I suggest you start by establishing communication lines across your organization. Be open about your own job domains and tasks. Buy that co-worker from servers a cup of coffee and be genuinely interested in his/her area of expertise. Ask questions and show appreciation for his or her work.

 

Don’t be afraid to bring this level of cooperation to the attention of management to gain some traction across multiple business units. More often than not, you will get this level of support if you offer solutions that provide value.

 

Start sharing software tools and features across silos to spark further interest and energy into this new way of thinking. Perfstack now allows you to customize panes of glass according to individual teams and groups. Why not utilize this to create a specific view for the storage team that gives them visibility into your Netflow data?

 

I am not advocating a complete abandonment of your current role. I am suggesting instead that you transform your specialization into a new multi-level sphere of expertise. If you are on the networking team, go full speed ahead with that, but also pay attention to what is happening in the world of compute and maybe storage. Read about the topic, or even get some training on it. That way you are not completely oblivious to what’s going on around you, which makes communicating across the organization even easier. Doing these things will make you a better engineer and confirm that you are a true asset to your company. In the end, isn’t that what it’s all about?

 

To summarize, I do think it’s very important to evolve in this industry.

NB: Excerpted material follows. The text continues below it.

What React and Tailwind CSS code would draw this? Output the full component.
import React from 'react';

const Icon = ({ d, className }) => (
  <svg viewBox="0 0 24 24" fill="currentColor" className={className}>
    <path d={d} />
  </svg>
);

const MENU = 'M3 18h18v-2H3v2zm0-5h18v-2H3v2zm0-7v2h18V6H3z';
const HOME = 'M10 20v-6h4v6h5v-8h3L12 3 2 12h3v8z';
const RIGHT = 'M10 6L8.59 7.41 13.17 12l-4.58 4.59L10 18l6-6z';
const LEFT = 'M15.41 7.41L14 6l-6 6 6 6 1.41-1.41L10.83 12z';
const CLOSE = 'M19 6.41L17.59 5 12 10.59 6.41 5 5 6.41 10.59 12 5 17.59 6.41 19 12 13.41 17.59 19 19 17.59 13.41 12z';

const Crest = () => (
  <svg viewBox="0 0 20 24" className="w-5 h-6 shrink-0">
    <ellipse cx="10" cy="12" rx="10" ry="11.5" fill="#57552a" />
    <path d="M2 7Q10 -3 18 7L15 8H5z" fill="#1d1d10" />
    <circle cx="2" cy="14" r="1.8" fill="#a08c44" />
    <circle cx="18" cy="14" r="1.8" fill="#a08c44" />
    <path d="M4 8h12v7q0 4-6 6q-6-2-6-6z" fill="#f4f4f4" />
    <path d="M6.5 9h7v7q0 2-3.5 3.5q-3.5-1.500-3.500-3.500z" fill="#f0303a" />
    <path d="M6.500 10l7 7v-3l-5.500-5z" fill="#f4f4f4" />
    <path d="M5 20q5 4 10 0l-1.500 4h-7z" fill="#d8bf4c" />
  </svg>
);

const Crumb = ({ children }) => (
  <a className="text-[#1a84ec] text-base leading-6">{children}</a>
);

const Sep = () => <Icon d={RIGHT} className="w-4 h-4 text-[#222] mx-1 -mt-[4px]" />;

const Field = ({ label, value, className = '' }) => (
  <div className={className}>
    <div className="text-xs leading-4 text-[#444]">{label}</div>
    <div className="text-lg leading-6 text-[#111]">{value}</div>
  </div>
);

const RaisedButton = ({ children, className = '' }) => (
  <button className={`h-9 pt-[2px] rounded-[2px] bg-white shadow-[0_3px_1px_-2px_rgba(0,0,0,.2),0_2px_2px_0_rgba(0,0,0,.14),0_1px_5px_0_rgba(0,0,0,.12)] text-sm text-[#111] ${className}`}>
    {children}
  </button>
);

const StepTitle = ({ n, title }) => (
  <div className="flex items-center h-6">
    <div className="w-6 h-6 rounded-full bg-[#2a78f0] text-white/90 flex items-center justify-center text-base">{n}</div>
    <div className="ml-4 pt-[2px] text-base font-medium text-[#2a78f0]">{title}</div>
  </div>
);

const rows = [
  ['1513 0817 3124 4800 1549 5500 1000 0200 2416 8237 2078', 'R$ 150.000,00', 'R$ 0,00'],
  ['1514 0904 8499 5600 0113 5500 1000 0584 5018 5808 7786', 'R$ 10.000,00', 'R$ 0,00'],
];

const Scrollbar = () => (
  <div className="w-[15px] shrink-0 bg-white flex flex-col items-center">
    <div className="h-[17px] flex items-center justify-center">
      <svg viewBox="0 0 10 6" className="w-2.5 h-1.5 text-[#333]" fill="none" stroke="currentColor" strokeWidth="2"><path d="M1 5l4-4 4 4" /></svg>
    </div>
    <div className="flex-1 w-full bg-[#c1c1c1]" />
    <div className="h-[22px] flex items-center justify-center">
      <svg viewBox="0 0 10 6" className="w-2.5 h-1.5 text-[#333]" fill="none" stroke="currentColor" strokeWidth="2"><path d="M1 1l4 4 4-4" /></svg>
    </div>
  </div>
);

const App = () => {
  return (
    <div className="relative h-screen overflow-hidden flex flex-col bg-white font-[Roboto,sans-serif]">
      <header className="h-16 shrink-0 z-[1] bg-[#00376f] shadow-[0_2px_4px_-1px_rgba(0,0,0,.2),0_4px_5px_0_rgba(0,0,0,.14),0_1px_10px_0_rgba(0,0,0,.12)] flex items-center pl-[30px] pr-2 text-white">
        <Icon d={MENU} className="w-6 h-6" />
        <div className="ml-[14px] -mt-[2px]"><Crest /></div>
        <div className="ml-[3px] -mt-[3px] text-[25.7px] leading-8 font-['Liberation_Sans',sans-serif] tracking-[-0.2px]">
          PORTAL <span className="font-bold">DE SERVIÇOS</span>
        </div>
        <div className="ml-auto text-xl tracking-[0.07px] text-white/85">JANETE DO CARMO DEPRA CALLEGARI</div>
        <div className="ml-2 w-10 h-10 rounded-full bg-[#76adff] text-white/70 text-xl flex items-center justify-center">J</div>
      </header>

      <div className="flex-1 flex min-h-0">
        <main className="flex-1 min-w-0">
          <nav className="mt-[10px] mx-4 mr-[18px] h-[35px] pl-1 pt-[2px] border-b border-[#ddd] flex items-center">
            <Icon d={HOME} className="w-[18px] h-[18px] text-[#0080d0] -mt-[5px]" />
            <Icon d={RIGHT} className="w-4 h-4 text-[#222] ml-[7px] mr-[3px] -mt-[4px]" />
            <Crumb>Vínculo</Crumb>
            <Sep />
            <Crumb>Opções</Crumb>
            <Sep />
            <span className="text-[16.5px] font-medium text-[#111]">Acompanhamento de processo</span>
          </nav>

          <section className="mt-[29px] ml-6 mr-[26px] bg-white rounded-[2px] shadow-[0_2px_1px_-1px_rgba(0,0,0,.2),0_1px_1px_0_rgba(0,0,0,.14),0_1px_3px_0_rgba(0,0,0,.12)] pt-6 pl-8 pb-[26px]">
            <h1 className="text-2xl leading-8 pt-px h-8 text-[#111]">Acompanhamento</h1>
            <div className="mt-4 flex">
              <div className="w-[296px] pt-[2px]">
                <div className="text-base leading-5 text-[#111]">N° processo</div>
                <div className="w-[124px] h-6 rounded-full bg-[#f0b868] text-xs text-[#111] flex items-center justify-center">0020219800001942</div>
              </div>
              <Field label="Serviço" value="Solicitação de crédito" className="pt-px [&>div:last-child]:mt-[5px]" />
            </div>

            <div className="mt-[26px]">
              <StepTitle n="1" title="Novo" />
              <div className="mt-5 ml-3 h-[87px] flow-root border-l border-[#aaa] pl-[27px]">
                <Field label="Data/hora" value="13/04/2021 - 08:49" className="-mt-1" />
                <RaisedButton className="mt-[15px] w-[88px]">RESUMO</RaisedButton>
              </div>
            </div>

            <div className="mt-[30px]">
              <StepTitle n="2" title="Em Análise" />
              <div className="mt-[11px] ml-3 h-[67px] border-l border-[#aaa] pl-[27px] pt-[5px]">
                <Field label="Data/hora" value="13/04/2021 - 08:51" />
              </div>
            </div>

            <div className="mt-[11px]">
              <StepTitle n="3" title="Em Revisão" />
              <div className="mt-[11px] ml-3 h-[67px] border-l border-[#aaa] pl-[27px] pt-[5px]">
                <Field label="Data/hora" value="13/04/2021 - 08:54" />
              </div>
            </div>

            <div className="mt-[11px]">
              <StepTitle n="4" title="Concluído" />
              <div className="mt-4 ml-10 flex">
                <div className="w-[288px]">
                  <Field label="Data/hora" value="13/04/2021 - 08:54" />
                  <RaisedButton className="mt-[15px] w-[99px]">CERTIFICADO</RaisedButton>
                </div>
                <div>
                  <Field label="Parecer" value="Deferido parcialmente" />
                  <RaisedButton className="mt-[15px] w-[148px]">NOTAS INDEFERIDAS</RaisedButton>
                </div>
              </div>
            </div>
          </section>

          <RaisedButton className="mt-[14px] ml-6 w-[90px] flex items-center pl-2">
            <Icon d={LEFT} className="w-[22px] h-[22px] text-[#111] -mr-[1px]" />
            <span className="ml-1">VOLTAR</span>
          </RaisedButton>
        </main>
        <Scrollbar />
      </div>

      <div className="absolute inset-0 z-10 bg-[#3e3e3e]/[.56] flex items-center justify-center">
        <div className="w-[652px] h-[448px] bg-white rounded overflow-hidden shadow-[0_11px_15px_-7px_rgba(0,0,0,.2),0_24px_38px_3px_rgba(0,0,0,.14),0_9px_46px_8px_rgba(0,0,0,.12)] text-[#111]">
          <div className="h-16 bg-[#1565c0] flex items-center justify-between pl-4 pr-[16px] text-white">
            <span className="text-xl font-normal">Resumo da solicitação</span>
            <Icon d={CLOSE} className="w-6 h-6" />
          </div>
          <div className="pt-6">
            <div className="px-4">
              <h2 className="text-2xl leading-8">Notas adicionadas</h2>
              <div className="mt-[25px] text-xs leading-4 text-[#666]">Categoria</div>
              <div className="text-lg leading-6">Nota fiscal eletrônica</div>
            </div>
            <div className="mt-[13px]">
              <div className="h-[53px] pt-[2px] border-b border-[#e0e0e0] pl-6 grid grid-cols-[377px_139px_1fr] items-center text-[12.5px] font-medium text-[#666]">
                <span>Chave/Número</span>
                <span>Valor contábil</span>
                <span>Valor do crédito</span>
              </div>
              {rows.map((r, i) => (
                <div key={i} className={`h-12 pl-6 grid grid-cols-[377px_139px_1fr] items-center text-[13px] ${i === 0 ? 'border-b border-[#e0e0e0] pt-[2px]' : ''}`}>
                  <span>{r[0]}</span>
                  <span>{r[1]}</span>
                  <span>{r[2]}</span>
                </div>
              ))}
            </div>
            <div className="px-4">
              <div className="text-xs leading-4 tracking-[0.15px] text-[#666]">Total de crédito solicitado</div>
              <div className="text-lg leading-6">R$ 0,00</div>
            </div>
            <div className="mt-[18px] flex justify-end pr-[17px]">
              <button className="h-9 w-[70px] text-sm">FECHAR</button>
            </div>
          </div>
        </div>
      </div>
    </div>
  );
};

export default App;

If we are to meet future demands, we need to start thinking and acting differently. By gaining new skill sets and breaking down the silos we have built up over the years, we are on a clear path of evolution. Instead of being afraid of this evolution, look at it with a positive attitude and see all the possible opportunities that arise because of it.

 

With that in mind, I wish you the very best. Take care and go forth into this new era of IT!